Don't be salty, you made a great trade. Pat on the back!

Serious question: do you actually think the squeeze thesis is any good on a fundamental basis? Because this seems a bit like a 'Burford-trade' in reverse: generate a lot of hype (in this case about a short squeeze in a stock with a very low float) and the desired result will follow, regardless of the fundamentals. But shares are actually down today and the borrow fee is also down since August. I thought the 'mox-report' wasn't very convincing and in fact it looks pretty much like something Muddywaters could have written. Also, the DDS super squeeze story has been around for years - looks like people are starting to anticipate / expect it.

Not that there is anything wrong with making money because of people hyping a possible short squeeze rather than an actual short squeeze occurring. I made some money on the short side in Burford as well despite having no strong view on fundamentals.

I agree with you that DDS is an interesting stock on multiple levels.

I don't really think they have much in common.

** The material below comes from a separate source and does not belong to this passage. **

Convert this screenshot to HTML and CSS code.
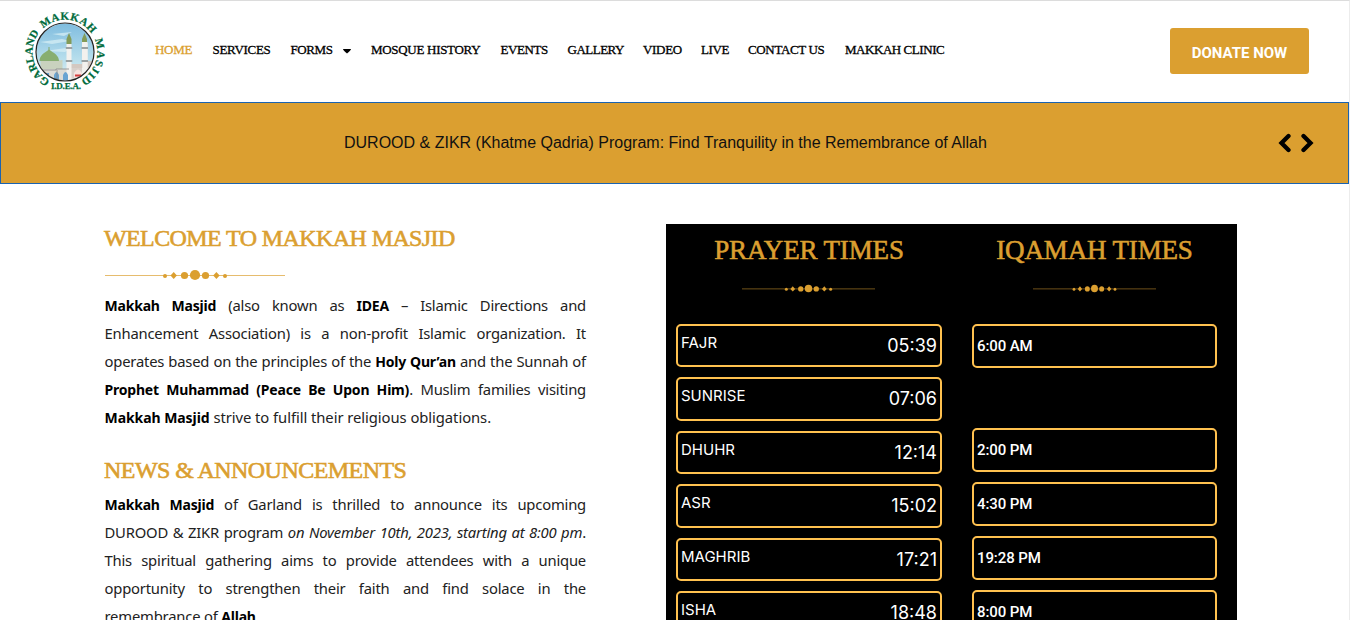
FILE: index.html
```html
<!DOCTYPE html>
<html lang="en">
<head>
<meta charset="utf-8">
<title>Makkah Masjid</title>
<link rel="stylesheet" href="styles.css">
</head>
<body>
<svg width="0" height="0" class="defs">
  <symbol id="ornament" viewBox="0 0 180 12" preserveAspectRatio="none">
    <path d="M0 6.500H180" stroke="#db9f30" stroke-opacity=".7"/>
    <g fill="#db9f30"><circle cx="60" cy="7" r="2"/><path d="M65.500 6.500l3.200-3.400 3.200 3.400-3.200 3.400z"/><circle cx="79.500" cy="6.500" r="3.600"/><circle cx="90" cy="6" r="5.100"/><circle cx="100.500" cy="6.500" r="3.600"/><path d="M108.200 6.500l3.200-3.400 3.200 3.400-3.200 3.400z"/><circle cx="120" cy="7" r="2"/></g>
  </symbol>
</svg>
<div class="page">
  <header class="header">
    <svg class="logo" viewBox="24 12 84 80">
      <defs>
        <clipPath id="disc"><circle cx="65" cy="52" r="28.500"/></clipPath>
        <linearGradient id="sky" x1="0" y1="0" x2="0" y2="1"><stop offset="0" stop-color="#7dbbde"/><stop offset=".6" stop-color="#b5ddec"/><stop offset="1" stop-color="#e5f1f0"/></linearGradient>
        <path id="arcLeft" d="M50 80.500A32 32 0 0 1 40.500 31"/>
        <path id="arcTop" d="M43.200 28.500A32 32 0 0 1 93.500 37"/>
        <path id="arcRight" d="M94.700 39.500A32 32 0 0 1 78.500 81.100"/>
      </defs>
      <g clip-path="url(#disc)">
        <path fill="url(#sky)" d="M35 22h60v60H35z"/>
        <path d="M40 42l22-3 8 2-18 3zM45 51l28-4-8 5zM52 34l20-2-8 4z" fill="#d5edf4" opacity=".75"/>
        <path d="M35 69h60v14H35z" fill="#dcdcd6"/>
        <path d="M52.500 61v-1h-12v9h22v-9z" fill="#c9d2be"/>
        <path d="M39.500 61c0-6 5-8 9.500-11.500 4.500 3.500 10 5.500 10 11.500z" fill="#88ae70"/>
        <path d="M49 50v-3" stroke="#83a86b"/>
        <path d="M84 62h10v16H68V66h16z" fill="#d8d0cb"/>
        <path d="M82.500 42h5v39h-5z" transform="translate(-.5)" fill="#f0efec"/>
        <path d="M98 60l-6-2v20h4zM87 61h7v7h-7zM87 68H68v-4h14v-3h5z" fill="#d3c8c1"/>
        <path d="M98 42h5v39h-5z" transform="translate(-15.500)" fill="#f4f2ef"/>
        <path d="M82 42h5v-3l-2.500-6-2.500 6z" fill="#839b58"/>
        <path d="M68 43h5v38h-5z" transform="translate(14.500)" fill="#f2f1ee"/>
        <g transform="translate(-16)">
          <path d="M82.500 44h5v37h-5z" fill="#f2f1ee"/>
          <path d="M82.500 44h5v-5l-2.500-6-2.500 6z" fill="#839b58"/>
          <path d="M81.800 47h6.500v2h-6.500zM81.800 60h6.500v2h-6.500z" fill="#9ba2a3"/>
        </g>
        <path d="M81.500 47h6.500v2h-6.500zM81.500 60h6.500v2h-6.500z" fill="#9ba2a3"/>
        <path d="M54 81v-6q2.500-6 5 0v6zM63 81v-6q2.500-6 5 0v6zM45 81v-8h4v8z" fill="#69a4d2"/>
        <path d="M74 81v-8q4-7 8 0v8z" fill="#f6e3df"/>
        <path d="M75 75.500h6" stroke="#d43c3c" stroke-width="2"/>
        <path d="M36 70h20v-1h13M57 70v12M68 81h18" stroke="#858786" fill="none" stroke-width=".8"/>
      </g>
      <circle cx="65" cy="52" r="29" fill="none" stroke="#222" stroke-width="1.200"/>
      <g class="logo-text">
        <text><textPath href="#arcLeft" textLength="56">GARLAND</textPath></text>
        <text><textPath href="#arcTop" textLength="55">MAKKAH</textPath></text>
        <text><textPath href="#arcRight" textLength="47">MASJID</textPath></text>
        <text class="logo-idea" x="51" y="88.800" textLength="30">I.D.E.A.</text>
      </g>
    </svg>
    <nav class="nav">
      <a class="n1 active">HOME</a><a class="n2">SERVICES</a><a class="n3">FORMS <svg width="8" height="5" viewBox="0 0 8 5"><path d="M0 0H8Q8 1 4 4.500Q0 1 0 0Z"/></svg></a><a class="n4">MOSQUE HISTORY</a><a class="n5">EVENTS</a><a class="n6">GALLERY</a><a class="n7">VIDEO</a><a class="n8">LIVE</a><a class="n9">CONTACT US</a><a class="n10">MAKKAH CLINIC</a>
    </nav>
    <a class="donate">DONATE NOW</a>
  </header>
  <section class="banner">
    <span class="banner-text">DUROOD &amp; ZIKR (Khatme Qadria) Program: Find Tranquility in the Remembrance of Allah</span>
    <svg class="arrows" width="36" height="20" viewBox="0 0 36 20"><path d="M10.500 3L3.500 10l7 7M25.500 3l7 7-7 7" fill="none" stroke="#000" stroke-width="4.300" stroke-linecap="round"/></svg>
  </section>
  <main class="main">
    <div class="about">
      <h2 class="title welcome">WELCOME TO MAKKAH MASJID</h2>
      <svg class="divider"><use href="#ornament"/></svg>
      <p class="copy">
        <span><b>Makkah Masjid</b> (also known as <b>IDEA</b> – Islamic Directions and</span>
        <span>Enhancement Association) is a non-profit Islamic organization. It</span>
        <span>operates based on the principles of the <b>Holy Qur’an</b> and the Sunnah of</span>
        <span><b>Prophet Muhammad (Peace Be Upon Him)</b>. Muslim families visiting</span>
        <span class="last wide"><b>Makkah Masjid</b> strive to fulfill their religious obligations.</span>
      </p>
      <h2 class="title news">NEWS &amp; ANNOUNCEMENTS</h2>
      <p class="copy">
        <span><b>Makkah Masjid</b> of Garland is thrilled to announce its upcoming</span>
        <span>DUROOD &amp; ZIKR program <i>on November 10th, 2023, starting at 8:00 pm</i>.</span>
        <span>This spiritual gathering aims to provide attendees with a unique</span>
        <span>opportunity to strengthen their faith and find solace in the</span>
        <span class="last">remembrance of <b>Allah</b>.</span>
      </p>
    </div>
    <div class="times">
      <div class="prayer">
        <h2 class="title big">PRAYER TIMES</h2>
        <svg class="divider d1" viewBox="0 0 133 9" preserveAspectRatio="none"><use href="#ornament" width="133" height="9"/></svg>
        <div class="rows">
          <div class="row"><span>FAJR</span><time>05:39</time></div>
          <div class="row"><span>SUNRISE</span><time>07:06</time></div>
          <div class="row"><span>DHUHR</span><time>12:14</time></div>
          <div class="row"><span>ASR</span><time>15:02</time></div>
          <div class="row"><span>MAGHRIB</span><time>17:21</time></div>
          <div class="row"><span>ISHA</span><time>18:48</time></div>
        </div>
      </div>
      <div class="iqamah">
        <h2 class="title big">IQAMAH TIMES</h2>
        <svg class="divider d2" viewBox="0 0 123 9" preserveAspectRatio="none"><use href="#ornament" width="123" height="9"/></svg>
        <div class="rows">
          <div class="slot first">6:00 AM</div>
          <div class="slot">2:00 PM</div>
          <div class="slot">4:30 PM</div>
          <div class="slot">19:28 PM</div>
          <div class="slot">8:00 PM</div>
        </div>
      </div>
    </div>
  </main>
</div>
</body>
</html>
```
FILE: styles.css
```css
* { box-sizing: border-box; }
body { margin: 0; background: #fff; overflow: hidden; }
.defs { position: absolute; }
.page { width: 1350px; height: 620px; overflow: hidden; border-top: 1px solid #dcdcdc; border-right: 1px solid #ececec; }
.header { height: 101px; display: flex; align-items: flex-start; padding: 11px 40px 0 24px; }
.logo { width: 84px; height: 80px; flex: none; overflow: visible; }
.logo-text { font: bold 11px "Liberation Serif", serif; fill: #006b3c; stroke: #006b3c; stroke-width: .25px; }
.logo-idea { font-size: 9px; }
.nav { display: flex; gap: 20px; margin: 29px 0 0 47px; font: 13px/18px "Liberation Serif", serif; color: #000; -webkit-text-stroke: .3px currentColor; white-space: nowrap; }
.nav a { flex: none; }
.nav svg { margin-left: 8px; }
.nav .active { color: #db9f30; }
.n1 { width: 37.5px; letter-spacing: -.3px; }
.n2 { width: 58px; letter-spacing: -.3px; }
.n3 { width: 60.5px; letter-spacing: -.4px; }
.n4 { width: 109.5px; letter-spacing: -.3px; }
.n5 { width: 47px; letter-spacing: -.4px; }
.n6 { width: 55.5px; letter-spacing: -.5px; }
.n7 { width: 38px; letter-spacing: -.3px; }
.n8 { width: 27px; letter-spacing: -.4px; }
.n9 { width: 77px; letter-spacing: -.35px; }
.n10 { width: 99px; letter-spacing: -.45px; }
.donate { margin: 16px 0 0 auto; width: 139px; height: 46px; border-radius: 3px; background: #db9f30; color: #fff; font: bold 15px/50px Roboto, sans-serif; text-align: center; }
.banner { height: 82px; background: #db9f30; border: 1px solid #1a63b0; display: flex; align-items: center; padding: 0 34px 0 343px; justify-content: space-between; }
.banner-text { font: 16px/20px "Liberation Sans", sans-serif; color: #111; white-space: nowrap; }
.main { display: flex; padding: 40px 0 0 104px; align-items: flex-start; }
.about { width: 482px; }
.title { margin: 0; font: 24px/28px "Liberation Serif", serif; height: 30px; color: #db9f30; -webkit-text-stroke: .6px #db9f30; white-space: nowrap; }
.welcome { letter-spacing: -.6px; }
.divider { display: block; width: 180px; height: 12px; margin: 15px 0 0 1px; }
.copy { margin: 10px 0 0; padding-left: .5px; font: 14.8px/28px "Noto Sans", sans-serif; color: #222; letter-spacing: -.2px; }
.copy span { display: block; height: 28px; text-align: justify; text-align-last: justify; white-space: nowrap; }
.copy .last { text-align-last: left; }
.copy .wide { letter-spacing: -.06px; }
.copy b { color: #000; font-size: 14px; line-height: 20px; }
.news { margin-top: 24px; letter-spacing: -.55px; line-height: 30px; }
.news + .copy { margin-top: 5px; }
.times { margin-left: 80px; width: 571px; height: 420px; background: #000; display: flex; gap: 30px; padding: 10px; }
.prayer { width: 266px; }
.iqamah { width: 245px; }
.big { font-size: 27px; line-height: 32px; height: 34px; text-align: center; letter-spacing: -.15px; }
.divider.d1 { width: 133px; height: 9px; margin: 16px 0 0 66px; }
.divider.d2 { width: 123px; height: 9px; margin: 16px auto 0; }
.rows { margin-top: 31px; display: flex; flex-direction: column; gap: 10px; }
.prayer .rows { margin-top: 30.75px; }
.row, .slot { border: 2px solid #ffc14f; border-radius: 5px; color: #fff; flex: none; }
.row { height: 43.5px; display: flex; justify-content: space-between; padding: 0 3px; }
.row span { font: 15px/34px Inter, sans-serif; }
.row time { font: 18px/40px Inter, sans-serif; }
.slot { height: 44px; padding-left: 3px; font: 500 15px/40px Roboto, sans-serif; letter-spacing: -.1px; }
.slot.first { margin-bottom: 50px; }
```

MW on Burford was basically loud screaming of things people already knew, egregious misrepresentation, and capitalizing on reputational impact in order to more or less move the market. Mox report was pretty straight forward. Its a math trade. DDS as a retailer is kind of crummy, but not the worst out there. To a certain extent, sure; word getting out about short interest and the stock getting squeezed is a bit of self fulfilling prophecy. But its also a play on understanding market psychology. Ive been on the wrong end of short squeezes before; knowing what that feels like helps understand what drives this(it still may get squeezed more btw). So on that front, Pearson was 100% clear what he was looking to do here and I thought represented things in a fairly straight forward manner. Whereas Muddy Waters on the other hand...

The home run scenario, again just analyzing the math end of this trade, would have been a repurchase number around what Unemon suggested. Free float is now significantly below shares short. Which then points to the obvious fact that some holders of the stock, that arent part of the free float are lending out the stock. Which if that's the case, you better believe once it is public what the difference between short interest and float is, guess what those holders are doing? Pulling the borrow. Thats where the really fireworks would happen.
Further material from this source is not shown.